18 The plain facts of this matter with which the applicant really has to come to grips are these: the voluntary conduct of the applicant in respect of the count two offences put him into a situation where he was facing by statute a possible statutory maximum penalty of imprisonment for life. Nobody would suggest for a moment that the objective criminality of the offence, especially when balanced out against the relevant subjective features, could possibly justify the maximum sentence or anything like it. My point in referring to the maximum sentence is that the count 2 offence is beyond peradventure in that statutory band of offences for which the statutory maximum penalty is as great as one of imprisonment for life. That is not a factor that can simply be brushed aside by a primary sentencing Judge. Neither can such primary sentencing Judge brush aside entirely the will of the Parliament as expressed in relation to standard non parole periods, even in a case where the Judge has decided for good cause shown to adopt in fact a non parole period less than that prescribed standard non parole period. As Hunt CJ at CL (as he then was) explained in Regina v Beavan: unreported NSWCCA 22 August 1991, sentencing is not a mathematical science. Sentencing is an art which requires the bringing to account in an intuitively synthesised way of all of those matters, - objective criminality, subjective features, relevant statutory provisions, - which, if meticulously dissected one by one, might bring about in a particular case a particular result that could not be justified by a proper synthesis of all of those facts.

19 It seems to me that when one reads entirely the remarks on sentence, it cannot be said that the learned Judge erred in his approach to that exercise of a proper and sensible synthesising of the relevant facts, and certainly not in relation to his Honour's approach to the standard non parole period.

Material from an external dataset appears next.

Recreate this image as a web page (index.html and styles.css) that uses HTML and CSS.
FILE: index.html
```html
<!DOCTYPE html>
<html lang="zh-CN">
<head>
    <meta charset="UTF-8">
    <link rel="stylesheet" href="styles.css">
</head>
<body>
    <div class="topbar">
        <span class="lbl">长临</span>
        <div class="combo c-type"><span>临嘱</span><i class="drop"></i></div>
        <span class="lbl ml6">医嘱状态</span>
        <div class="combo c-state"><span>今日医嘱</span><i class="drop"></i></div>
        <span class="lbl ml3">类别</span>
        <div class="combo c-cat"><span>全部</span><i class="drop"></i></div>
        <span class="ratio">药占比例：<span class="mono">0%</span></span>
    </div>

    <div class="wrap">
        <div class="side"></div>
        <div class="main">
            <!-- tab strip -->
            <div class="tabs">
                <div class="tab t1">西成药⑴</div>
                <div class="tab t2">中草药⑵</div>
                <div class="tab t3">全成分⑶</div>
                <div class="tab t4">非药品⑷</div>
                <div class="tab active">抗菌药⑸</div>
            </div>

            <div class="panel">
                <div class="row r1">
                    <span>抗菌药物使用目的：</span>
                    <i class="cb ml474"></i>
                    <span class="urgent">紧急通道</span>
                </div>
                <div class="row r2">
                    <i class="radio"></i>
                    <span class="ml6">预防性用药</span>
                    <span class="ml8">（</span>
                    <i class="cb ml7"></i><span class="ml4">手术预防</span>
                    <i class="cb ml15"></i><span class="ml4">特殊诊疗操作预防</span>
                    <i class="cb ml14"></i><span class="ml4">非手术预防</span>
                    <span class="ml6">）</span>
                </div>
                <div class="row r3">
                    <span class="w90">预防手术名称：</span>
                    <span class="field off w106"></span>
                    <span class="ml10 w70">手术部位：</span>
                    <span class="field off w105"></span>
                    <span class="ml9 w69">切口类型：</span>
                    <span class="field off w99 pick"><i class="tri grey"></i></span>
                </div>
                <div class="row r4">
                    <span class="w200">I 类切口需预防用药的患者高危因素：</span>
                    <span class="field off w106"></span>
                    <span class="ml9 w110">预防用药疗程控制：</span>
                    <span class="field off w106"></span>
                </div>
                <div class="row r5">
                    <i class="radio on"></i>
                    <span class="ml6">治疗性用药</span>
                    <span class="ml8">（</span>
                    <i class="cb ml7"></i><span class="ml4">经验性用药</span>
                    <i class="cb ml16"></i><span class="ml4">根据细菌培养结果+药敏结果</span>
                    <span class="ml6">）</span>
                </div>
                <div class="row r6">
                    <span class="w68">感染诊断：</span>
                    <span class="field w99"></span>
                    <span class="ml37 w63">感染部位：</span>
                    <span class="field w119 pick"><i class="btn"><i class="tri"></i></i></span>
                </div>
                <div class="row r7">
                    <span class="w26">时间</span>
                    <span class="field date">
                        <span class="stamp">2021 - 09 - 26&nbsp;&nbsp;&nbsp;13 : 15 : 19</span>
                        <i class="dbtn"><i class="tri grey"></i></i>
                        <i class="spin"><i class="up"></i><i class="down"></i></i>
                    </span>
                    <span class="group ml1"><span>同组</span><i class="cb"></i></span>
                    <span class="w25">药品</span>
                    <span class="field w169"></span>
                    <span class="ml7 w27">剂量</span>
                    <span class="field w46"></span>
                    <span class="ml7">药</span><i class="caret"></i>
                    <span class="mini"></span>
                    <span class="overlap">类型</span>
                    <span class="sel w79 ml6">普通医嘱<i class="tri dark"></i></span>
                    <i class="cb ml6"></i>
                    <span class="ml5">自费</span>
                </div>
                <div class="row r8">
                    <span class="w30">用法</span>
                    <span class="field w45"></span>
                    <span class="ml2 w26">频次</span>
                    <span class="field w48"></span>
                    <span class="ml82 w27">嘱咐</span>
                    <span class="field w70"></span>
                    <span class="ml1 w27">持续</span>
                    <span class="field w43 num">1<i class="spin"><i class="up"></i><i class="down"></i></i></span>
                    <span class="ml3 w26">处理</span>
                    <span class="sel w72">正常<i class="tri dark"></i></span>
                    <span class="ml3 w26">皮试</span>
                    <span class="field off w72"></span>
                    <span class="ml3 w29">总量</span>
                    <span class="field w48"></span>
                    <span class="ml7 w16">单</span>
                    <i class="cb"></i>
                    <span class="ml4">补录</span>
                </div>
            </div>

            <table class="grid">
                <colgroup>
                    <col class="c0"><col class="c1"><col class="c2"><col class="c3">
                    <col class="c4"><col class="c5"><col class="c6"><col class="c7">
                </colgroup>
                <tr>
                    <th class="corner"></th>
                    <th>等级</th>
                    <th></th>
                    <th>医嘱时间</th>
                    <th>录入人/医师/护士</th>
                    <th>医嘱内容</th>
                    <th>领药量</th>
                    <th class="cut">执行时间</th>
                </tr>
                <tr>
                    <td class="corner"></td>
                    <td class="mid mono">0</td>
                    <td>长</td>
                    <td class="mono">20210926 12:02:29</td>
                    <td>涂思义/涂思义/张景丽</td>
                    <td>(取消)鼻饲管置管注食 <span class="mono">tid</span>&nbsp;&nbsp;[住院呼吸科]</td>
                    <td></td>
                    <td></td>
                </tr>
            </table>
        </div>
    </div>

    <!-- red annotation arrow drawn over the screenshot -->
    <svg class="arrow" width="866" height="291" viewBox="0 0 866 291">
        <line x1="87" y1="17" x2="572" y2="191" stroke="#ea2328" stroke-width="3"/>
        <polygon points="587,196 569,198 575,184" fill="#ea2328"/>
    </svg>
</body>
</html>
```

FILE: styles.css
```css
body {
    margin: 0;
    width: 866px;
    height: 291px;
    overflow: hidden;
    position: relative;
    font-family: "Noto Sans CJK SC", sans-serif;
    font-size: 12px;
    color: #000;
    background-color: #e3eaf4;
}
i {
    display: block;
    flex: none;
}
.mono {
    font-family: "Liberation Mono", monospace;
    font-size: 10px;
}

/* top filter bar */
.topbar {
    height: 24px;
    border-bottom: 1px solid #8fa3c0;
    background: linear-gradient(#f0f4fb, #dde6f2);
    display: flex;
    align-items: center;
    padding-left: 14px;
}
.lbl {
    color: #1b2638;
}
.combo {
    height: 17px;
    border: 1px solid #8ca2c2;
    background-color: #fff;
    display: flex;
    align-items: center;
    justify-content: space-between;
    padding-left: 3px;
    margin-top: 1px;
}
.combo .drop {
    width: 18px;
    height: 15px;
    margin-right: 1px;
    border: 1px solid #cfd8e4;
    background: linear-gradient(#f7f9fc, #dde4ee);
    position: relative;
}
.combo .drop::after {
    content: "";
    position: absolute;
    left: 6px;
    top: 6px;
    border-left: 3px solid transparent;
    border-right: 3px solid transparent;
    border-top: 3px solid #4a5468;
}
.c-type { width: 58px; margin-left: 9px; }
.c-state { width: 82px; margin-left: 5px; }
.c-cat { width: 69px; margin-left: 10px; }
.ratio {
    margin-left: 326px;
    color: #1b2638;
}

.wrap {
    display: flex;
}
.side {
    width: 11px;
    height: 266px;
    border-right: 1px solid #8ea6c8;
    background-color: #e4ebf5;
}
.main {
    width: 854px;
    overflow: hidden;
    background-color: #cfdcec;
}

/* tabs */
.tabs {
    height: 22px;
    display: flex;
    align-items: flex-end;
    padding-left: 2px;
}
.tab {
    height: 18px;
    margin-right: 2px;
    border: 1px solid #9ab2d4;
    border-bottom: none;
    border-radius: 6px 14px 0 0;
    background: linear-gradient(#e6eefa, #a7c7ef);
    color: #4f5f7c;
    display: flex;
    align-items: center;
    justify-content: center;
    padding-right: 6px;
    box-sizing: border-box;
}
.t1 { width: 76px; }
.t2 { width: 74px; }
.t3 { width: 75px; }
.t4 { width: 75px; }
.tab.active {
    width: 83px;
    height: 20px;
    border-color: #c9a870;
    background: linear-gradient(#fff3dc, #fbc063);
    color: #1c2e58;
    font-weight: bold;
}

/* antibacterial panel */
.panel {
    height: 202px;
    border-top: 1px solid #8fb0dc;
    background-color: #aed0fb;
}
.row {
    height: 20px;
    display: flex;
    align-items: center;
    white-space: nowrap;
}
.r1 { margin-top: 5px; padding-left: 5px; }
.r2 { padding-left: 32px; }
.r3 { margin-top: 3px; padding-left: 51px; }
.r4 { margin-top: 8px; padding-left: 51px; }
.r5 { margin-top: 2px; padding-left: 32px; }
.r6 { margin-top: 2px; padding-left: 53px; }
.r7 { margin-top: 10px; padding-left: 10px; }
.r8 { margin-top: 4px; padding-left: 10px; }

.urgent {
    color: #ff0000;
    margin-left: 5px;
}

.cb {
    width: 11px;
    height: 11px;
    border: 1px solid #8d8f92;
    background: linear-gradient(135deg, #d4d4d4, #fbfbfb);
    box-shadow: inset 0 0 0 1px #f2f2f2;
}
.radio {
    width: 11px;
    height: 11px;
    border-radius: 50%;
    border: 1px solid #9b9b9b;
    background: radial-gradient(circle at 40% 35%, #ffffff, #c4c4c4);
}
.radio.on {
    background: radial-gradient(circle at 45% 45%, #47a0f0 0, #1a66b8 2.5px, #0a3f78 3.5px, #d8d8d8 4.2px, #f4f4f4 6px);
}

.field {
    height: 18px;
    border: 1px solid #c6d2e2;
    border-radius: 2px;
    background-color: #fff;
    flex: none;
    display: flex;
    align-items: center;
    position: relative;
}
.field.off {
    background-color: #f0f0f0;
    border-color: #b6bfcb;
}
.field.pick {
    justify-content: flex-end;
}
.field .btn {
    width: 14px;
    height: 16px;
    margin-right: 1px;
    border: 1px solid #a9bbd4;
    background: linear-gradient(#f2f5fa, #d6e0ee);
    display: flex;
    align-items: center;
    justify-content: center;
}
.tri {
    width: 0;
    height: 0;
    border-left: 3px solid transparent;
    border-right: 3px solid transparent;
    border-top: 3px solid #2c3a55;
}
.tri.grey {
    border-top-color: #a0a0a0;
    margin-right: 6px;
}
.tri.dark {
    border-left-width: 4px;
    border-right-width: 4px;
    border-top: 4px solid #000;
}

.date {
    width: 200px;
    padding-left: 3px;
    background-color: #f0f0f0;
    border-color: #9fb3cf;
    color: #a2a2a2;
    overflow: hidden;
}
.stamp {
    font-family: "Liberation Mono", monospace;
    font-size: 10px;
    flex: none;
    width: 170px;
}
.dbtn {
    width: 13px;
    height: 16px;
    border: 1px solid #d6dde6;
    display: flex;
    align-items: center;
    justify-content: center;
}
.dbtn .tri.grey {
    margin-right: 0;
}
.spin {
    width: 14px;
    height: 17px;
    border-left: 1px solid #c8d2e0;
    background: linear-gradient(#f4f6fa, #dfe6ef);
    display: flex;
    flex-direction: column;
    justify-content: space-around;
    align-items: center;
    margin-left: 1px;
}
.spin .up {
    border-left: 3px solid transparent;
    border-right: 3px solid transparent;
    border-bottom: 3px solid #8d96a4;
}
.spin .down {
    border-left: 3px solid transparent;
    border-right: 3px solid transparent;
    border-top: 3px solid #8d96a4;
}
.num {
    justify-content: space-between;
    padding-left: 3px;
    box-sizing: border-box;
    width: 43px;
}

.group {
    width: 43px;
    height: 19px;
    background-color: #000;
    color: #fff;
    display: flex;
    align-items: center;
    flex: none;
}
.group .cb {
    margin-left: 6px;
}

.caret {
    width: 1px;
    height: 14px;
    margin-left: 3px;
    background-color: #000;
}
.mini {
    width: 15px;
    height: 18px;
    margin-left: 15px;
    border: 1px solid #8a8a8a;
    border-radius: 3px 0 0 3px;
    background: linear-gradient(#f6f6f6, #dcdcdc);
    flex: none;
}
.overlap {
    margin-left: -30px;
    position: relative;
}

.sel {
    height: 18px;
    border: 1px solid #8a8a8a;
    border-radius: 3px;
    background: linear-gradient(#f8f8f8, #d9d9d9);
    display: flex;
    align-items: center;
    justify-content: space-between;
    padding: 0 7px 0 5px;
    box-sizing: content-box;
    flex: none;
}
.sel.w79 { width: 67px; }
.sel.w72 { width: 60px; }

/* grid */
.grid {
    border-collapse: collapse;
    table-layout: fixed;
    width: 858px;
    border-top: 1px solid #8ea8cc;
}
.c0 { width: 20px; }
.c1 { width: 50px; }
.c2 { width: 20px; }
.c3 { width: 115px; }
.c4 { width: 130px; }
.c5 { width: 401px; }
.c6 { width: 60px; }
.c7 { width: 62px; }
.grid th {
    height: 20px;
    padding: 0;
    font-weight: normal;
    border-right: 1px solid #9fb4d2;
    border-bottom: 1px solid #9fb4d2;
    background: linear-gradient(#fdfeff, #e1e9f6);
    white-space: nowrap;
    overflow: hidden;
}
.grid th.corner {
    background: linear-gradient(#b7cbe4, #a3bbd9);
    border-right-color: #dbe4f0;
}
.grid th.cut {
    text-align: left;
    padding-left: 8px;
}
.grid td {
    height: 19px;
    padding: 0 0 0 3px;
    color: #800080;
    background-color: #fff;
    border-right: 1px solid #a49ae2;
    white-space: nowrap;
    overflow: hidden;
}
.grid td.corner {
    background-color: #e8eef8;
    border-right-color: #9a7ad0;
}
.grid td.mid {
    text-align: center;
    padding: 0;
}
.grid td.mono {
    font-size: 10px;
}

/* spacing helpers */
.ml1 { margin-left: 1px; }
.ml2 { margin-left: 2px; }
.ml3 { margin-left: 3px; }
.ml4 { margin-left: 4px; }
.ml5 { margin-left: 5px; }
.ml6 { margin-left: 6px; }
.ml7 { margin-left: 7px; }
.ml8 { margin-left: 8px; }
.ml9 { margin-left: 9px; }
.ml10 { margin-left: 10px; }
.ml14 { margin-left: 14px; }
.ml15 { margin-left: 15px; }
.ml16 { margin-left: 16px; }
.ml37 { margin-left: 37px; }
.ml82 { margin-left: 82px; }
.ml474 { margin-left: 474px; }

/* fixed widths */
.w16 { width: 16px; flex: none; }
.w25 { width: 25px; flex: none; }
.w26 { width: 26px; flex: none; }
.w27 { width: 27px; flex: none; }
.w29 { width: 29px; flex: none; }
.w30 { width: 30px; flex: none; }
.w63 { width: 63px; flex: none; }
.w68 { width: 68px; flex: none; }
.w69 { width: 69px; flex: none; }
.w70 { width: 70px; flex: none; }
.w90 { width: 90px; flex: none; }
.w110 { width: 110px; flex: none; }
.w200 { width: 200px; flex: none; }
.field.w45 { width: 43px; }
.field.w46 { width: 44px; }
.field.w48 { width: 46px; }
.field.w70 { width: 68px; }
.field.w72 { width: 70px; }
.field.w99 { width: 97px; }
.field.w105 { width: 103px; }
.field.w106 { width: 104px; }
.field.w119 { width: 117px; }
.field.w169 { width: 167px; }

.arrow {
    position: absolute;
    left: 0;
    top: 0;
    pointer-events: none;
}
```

20 I have already remarked upon the fact that the relevant offence was committed while the applicant was on conditional liberty pursuant to a bond. There can be no question that the offence was a planned criminal activity. It can be allowed that the sentences imposed were severe sentences; but the offences were severe sentences. Courts of the highest authority have said for more years than one can now readily quantify, that it is the will of the Parliament that all illicit trafficking in drugs should be put down, including the kind of trafficking which is the concern of the two charges here in point, but in particular the charge preferred by count 2.

21 The point taken in support of the application has, in my opinion, not been made good; but I accept that it was a serious point of law deserving of consideration, and for that reason I would grant the application for leave to appeal against the sentence; but I would dismiss thereupon the substantive appeal.

22 I propose that leave to appeal against sentence be granted, but that the appeal against sentence be dismissed.

23 GILES JA: I agree.

24 LATHAM J: I agree.

25 GILES JA: That will be the order.